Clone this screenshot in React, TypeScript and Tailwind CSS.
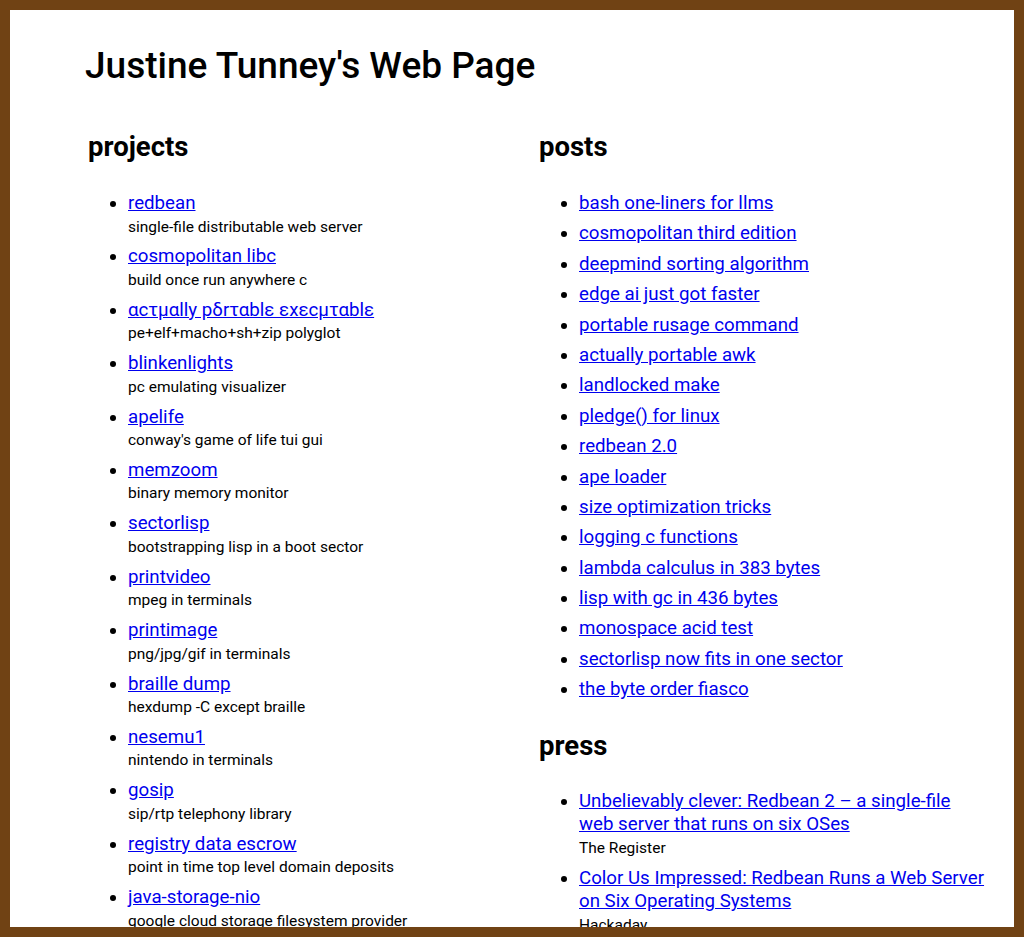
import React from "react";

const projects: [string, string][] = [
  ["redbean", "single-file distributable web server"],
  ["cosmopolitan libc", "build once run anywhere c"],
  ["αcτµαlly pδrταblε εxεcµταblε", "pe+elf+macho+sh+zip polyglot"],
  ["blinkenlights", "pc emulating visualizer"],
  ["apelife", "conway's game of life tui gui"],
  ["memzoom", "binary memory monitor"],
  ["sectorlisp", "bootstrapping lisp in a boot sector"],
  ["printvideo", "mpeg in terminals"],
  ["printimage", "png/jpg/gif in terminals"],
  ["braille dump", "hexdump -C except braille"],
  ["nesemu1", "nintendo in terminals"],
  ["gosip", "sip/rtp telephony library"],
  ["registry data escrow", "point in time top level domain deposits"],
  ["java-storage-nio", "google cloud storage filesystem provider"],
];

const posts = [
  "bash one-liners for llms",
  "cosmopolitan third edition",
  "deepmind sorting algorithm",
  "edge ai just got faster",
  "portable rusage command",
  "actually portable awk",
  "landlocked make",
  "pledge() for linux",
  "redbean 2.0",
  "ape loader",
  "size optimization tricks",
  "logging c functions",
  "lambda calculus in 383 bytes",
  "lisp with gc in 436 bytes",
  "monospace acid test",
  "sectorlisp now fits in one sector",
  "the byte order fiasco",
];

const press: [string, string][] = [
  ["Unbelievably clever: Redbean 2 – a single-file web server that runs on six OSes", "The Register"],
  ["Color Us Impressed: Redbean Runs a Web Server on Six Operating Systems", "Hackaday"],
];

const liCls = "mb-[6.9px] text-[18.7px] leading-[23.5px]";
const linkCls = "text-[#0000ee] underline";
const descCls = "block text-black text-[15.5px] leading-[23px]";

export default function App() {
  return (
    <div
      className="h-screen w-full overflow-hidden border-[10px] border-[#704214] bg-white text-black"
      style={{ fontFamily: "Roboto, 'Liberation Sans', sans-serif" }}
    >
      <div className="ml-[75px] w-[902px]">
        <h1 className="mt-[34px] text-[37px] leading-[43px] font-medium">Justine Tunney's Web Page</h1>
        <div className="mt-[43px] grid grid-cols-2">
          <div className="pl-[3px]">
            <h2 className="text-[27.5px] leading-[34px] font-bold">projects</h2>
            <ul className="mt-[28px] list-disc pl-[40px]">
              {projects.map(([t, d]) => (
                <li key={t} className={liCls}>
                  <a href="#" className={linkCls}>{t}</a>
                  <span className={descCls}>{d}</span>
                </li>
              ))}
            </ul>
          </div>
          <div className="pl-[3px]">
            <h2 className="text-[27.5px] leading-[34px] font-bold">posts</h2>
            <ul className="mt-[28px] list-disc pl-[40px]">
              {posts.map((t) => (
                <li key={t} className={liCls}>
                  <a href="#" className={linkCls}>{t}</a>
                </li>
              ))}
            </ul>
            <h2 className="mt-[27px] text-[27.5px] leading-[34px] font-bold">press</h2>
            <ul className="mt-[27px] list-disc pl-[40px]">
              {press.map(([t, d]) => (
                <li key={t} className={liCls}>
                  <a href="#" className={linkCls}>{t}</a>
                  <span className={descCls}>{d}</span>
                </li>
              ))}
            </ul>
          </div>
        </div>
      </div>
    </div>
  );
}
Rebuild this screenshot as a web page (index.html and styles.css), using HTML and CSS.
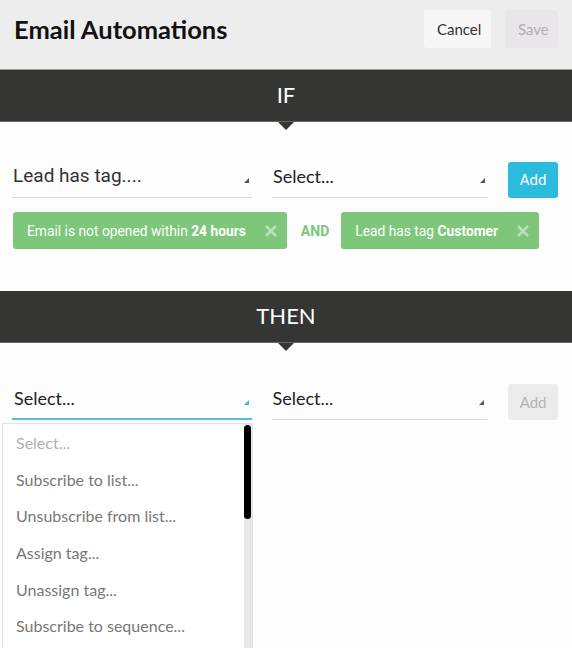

- _WRITTEN PROBLEM_
Copy in full each line that holds the word "this".

- _RIGHT ANSWER_
Clone this screenshot in React, TypeScript and Tailwind CSS.
Rebuild this screenshot as a web page (index.html and styles.css), using HTML and CSS.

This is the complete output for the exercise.